Diffusion research continues: Week 4#

What I did this week#

As discussed last week, I completed researching on StableDiffusion(SD). Currently we’re looking for unconditional image reconstruction/denoising/generation using SD. I completed putting together keras implementation of unconditional SD. Since I couldn’t find an official implementation of unconditional SD code, I collated the DDPM diffusion model codebase, VQ-VAE codebase separately.

DDPM code uses Attention based U-Net for noise prediction. The basic code blocks of the U-Net are Downsampling, Middle and Upsampling blocks, where each constitute ResidualBlock & AttentionBlock. ResidualBlock is additionally conditioned on the diffusion timestep, DDPM implements this conditioning by adding diffusion timestep to the input image, whereas DDIM performs a concatenation.

Downsampling & Upsampling in the U-Net are performed 4 times with decreasing & increasing widths respectively. Each downsampling layer consists of two ResidualBlocks, an optional AttentionBlock and a convolutional downsampling(stride=2) layer. At each upsampling layer, there’s a concatenation from the respective downsampling layer, three ResidualBlocks, an optional AttentionBlock, keras.layers.Upsampling2D and a Conv2D layers.

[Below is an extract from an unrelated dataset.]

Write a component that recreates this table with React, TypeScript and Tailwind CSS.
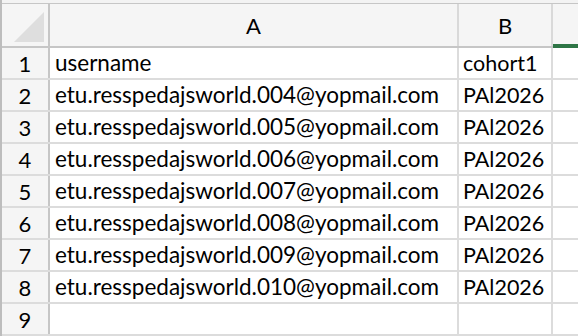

The Middle block consists of two ResidualBlocks with an AttentionBlock in between, resulting in no change in the output size. The final output of the Upsampling block is followed by a GroupNormalization layer, Swish Activation layer and Conv2D layer to provide an output with desired dimensions.

Due to personal reasons, I took a couple of days off this week and will be continuing the rest of the work next week.

What Is coming up next week#

I will be running experiments on CIFAR10 on SD, NFBS on 3D VQ-VAE.